Copy every record exactly, and keep the pictures out.

- - -

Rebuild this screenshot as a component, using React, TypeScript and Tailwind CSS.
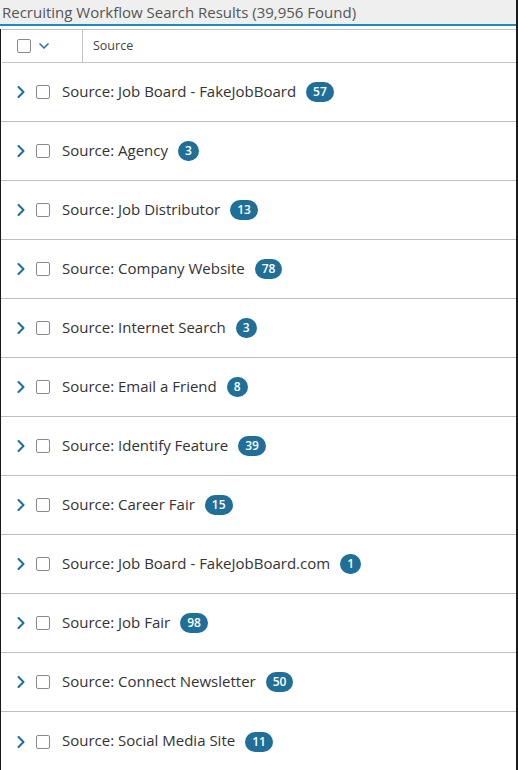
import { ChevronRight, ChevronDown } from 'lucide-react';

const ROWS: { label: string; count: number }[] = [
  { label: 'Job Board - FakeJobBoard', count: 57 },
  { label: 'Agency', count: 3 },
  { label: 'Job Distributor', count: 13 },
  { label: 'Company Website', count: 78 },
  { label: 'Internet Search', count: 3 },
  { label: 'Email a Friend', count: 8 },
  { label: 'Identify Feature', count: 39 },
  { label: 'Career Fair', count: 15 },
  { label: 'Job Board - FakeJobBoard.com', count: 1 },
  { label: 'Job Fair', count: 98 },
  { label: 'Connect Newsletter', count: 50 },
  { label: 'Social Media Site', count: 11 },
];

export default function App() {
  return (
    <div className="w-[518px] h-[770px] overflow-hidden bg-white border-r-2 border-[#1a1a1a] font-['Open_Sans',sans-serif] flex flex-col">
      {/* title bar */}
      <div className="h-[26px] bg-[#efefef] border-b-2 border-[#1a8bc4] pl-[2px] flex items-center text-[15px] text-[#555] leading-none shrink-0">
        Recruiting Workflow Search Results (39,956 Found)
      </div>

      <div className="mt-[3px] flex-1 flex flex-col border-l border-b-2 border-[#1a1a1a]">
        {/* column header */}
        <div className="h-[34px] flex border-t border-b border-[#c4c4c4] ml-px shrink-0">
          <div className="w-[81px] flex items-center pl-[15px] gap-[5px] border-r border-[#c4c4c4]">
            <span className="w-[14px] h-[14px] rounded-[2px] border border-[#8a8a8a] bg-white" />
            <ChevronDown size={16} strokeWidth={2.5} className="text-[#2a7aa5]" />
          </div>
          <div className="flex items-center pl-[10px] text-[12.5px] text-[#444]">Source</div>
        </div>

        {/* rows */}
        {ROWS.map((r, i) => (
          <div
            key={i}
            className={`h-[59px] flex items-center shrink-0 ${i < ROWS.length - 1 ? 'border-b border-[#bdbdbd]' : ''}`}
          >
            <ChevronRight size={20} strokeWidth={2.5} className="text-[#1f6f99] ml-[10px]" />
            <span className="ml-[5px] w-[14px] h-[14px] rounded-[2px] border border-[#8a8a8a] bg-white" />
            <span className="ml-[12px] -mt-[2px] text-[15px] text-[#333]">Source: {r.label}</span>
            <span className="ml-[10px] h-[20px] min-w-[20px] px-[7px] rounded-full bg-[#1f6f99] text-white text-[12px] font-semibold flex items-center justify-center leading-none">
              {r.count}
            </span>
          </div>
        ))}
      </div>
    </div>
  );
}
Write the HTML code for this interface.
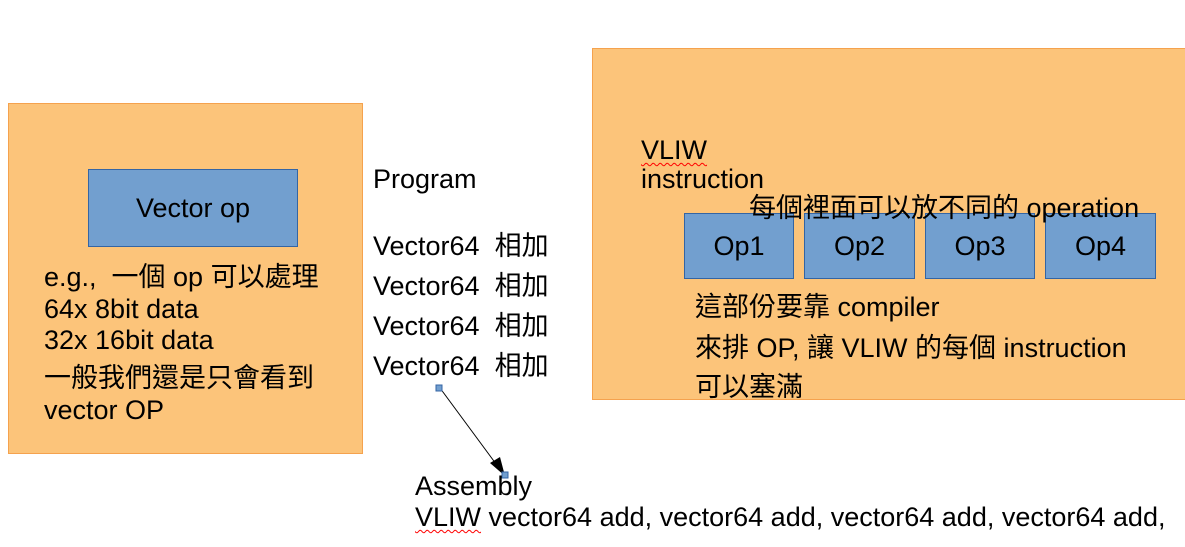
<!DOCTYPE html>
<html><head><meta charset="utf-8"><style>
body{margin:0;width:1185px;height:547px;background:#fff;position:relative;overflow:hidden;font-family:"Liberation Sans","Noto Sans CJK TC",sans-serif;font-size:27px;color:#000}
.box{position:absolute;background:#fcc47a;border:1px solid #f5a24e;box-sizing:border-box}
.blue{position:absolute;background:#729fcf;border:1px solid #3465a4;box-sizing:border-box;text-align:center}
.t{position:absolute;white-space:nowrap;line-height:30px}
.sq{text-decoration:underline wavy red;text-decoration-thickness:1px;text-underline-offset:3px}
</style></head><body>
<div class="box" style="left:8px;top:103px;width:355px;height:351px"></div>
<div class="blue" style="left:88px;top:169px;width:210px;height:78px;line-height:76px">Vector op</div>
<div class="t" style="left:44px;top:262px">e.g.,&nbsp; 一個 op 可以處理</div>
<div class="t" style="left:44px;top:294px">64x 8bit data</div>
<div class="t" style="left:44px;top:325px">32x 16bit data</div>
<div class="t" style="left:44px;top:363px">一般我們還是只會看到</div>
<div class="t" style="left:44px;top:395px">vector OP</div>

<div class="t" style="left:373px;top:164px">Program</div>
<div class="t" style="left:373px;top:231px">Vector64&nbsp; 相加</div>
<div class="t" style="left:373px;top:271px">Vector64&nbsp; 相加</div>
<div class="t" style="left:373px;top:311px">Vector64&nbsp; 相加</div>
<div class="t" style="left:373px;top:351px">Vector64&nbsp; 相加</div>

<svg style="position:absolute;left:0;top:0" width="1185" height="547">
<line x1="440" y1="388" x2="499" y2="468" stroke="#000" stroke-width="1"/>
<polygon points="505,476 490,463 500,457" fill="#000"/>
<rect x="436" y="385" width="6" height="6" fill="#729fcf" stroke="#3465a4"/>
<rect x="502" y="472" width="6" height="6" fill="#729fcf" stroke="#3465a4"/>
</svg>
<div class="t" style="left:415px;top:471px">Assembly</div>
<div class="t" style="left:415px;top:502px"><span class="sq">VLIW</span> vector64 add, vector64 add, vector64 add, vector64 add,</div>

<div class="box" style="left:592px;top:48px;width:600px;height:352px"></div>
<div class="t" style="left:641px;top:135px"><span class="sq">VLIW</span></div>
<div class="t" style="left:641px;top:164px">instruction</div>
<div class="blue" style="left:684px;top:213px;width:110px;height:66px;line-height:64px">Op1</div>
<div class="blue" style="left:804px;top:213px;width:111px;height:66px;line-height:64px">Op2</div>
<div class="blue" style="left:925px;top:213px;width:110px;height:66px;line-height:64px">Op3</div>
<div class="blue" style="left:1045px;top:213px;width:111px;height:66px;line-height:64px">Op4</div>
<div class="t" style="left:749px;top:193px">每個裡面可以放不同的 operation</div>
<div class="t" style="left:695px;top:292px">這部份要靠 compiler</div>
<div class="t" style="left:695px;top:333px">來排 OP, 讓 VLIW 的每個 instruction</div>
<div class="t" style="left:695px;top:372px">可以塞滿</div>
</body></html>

- - -

**Full response:**
Rebuild this screenshot as a component, using React, TypeScript and Tailwind CSS.
import { ChevronRight, ChevronDown } from 'lucide-react';

const ROWS: { label: string; count: number }[] = [
  { label: 'Job Board - FakeJobBoard', count: 57 },
  { label: 'Agency', count: 3 },
  { label: 'Job Distributor', count: 13 },
  { label: 'Company Website', count: 78 },
  { label: 'Internet Search', count: 3 },
  { label: 'Email a Friend', count: 8 },
  { label: 'Identify Feature', count: 39 },
  { label: 'Career Fair', count: 15 },
  { label: 'Job Board - FakeJobBoard.com', count: 1 },
  { label: 'Job Fair', count: 98 },
  { label: 'Connect Newsletter', count: 50 },
  { label: 'Social Media Site', count: 11 },
];

export default function App() {
  return (
    <div className="w-[518px] h-[770px] overflow-hidden bg-white border-r-2 border-[#1a1a1a] font-['Open_Sans',sans-serif] flex flex-col">
      {/* title bar */}
      <div className="h-[26px] bg-[#efefef] border-b-2 border-[#1a8bc4] pl-[2px] flex items-center text-[15px] text-[#555] leading-none shrink-0">
        Recruiting Workflow Search Results (39,956 Found)
      </div>

      <div className="mt-[3px] flex-1 flex flex-col border-l border-b-2 border-[#1a1a1a]">
        {/* column header */}
        <div className="h-[34px] flex border-t border-b border-[#c4c4c4] ml-px shrink-0">
          <div className="w-[81px] flex items-center pl-[15px] gap-[5px] border-r border-[#c4c4c4]">
            <span className="w-[14px] h-[14px] rounded-[2px] border border-[#8a8a8a] bg-white" />
            <ChevronDown size={16} strokeWidth={2.5} className="text-[#2a7aa5]" />
          </div>
          <div className="flex items-center pl-[10px] text-[12.5px] text-[#444]">Source</div>
        </div>

        {/* rows */}
        {ROWS.map((r, i) => (
          <div
            key={i}
            className={`h-[59px] flex items-center shrink-0 ${i < ROWS.length - 1 ? 'border-b border-[#bdbdbd]' : ''}`}
          >
            <ChevronRight size={20} strokeWidth={2.5} className="text-[#1f6f99] ml-[10px]" />
            <span className="ml-[5px] w-[14px] h-[14px] rounded-[2px] border border-[#8a8a8a] bg-white" />
            <span className="ml-[12px] -mt-[2px] text-[15px] text-[#333]">Source: {r.label}</span>
            <span className="ml-[10px] h-[20px] min-w-[20px] px-[7px] rounded-full bg-[#1f6f99] text-white text-[12px] font-semibold flex items-center justify-center leading-none">
              {r.count}
            </span>
          </div>
        ))}
      </div>
    </div>
  );
}
Write the HTML code for this interface.
<!DOCTYPE html>
<html><head><meta charset="utf-8"><style>
body{margin:0;width:1185px;height:547px;background:#fff;position:relative;overflow:hidden;font-family:"Liberation Sans","Noto Sans CJK TC",sans-serif;font-size:27px;color:#000}
.box{position:absolute;background:#fcc47a;border:1px solid #f5a24e;box-sizing:border-box}
.blue{position:absolute;background:#729fcf;border:1px solid #3465a4;box-sizing:border-box;text-align:center}
.t{position:absolute;white-space:nowrap;line-height:30px}
.sq{text-decoration:underline wavy red;text-decoration-thickness:1px;text-underline-offset:3px}
</style></head><body>
<div class="box" style="left:8px;top:103px;width:355px;height:351px"></div>
<div class="blue" style="left:88px;top:169px;width:210px;height:78px;line-height:76px">Vector op</div>
<div class="t" style="left:44px;top:262px">e.g.,&nbsp; 一個 op 可以處理</div>
<div class="t" style="left:44px;top:294px">64x 8bit data</div>
<div class="t" style="left:44px;top:325px">32x 16bit data</div>
<div class="t" style="left:44px;top:363px">一般我們還是只會看到</div>
<div class="t" style="left:44px;top:395px">vector OP</div>

<div class="t" style="left:373px;top:164px">Program</div>
<div class="t" style="left:373px;top:231px">Vector64&nbsp; 相加</div>
<div class="t" style="left:373px;top:271px">Vector64&nbsp; 相加</div>
<div class="t" style="left:373px;top:311px">Vector64&nbsp; 相加</div>
<div class="t" style="left:373px;top:351px">Vector64&nbsp; 相加</div>

<svg style="position:absolute;left:0;top:0" width="1185" height="547">
<line x1="440" y1="388" x2="499" y2="468" stroke="#000" stroke-width="1"/>
<polygon points="505,476 490,463 500,457" fill="#000"/>
<rect x="436" y="385" width="6" height="6" fill="#729fcf" stroke="#3465a4"/>
<rect x="502" y="472" width="6" height="6" fill="#729fcf" stroke="#3465a4"/>
</svg>
<div class="t" style="left:415px;top:471px">Assembly</div>
<div class="t" style="left:415px;top:502px"><span class="sq">VLIW</span> vector64 add, vector64 add, vector64 add, vector64 add,</div>

<div class="box" style="left:592px;top:48px;width:600px;height:352px"></div>
<div class="t" style="left:641px;top:135px"><span class="sq">VLIW</span></div>
<div class="t" style="left:641px;top:164px">instruction</div>
<div class="blue" style="left:684px;top:213px;width:110px;height:66px;line-height:64px">Op1</div>
<div class="blue" style="left:804px;top:213px;width:111px;height:66px;line-height:64px">Op2</div>
<div class="blue" style="left:925px;top:213px;width:110px;height:66px;line-height:64px">Op3</div>
<div class="blue" style="left:1045px;top:213px;width:111px;height:66px;line-height:64px">Op4</div>
<div class="t" style="left:749px;top:193px">每個裡面可以放不同的 operation</div>
<div class="t" style="left:695px;top:292px">這部份要靠 compiler</div>
<div class="t" style="left:695px;top:333px">來排 OP, 讓 VLIW 的每個 instruction</div>
<div class="t" style="left:695px;top:372px">可以塞滿</div>
</body></html>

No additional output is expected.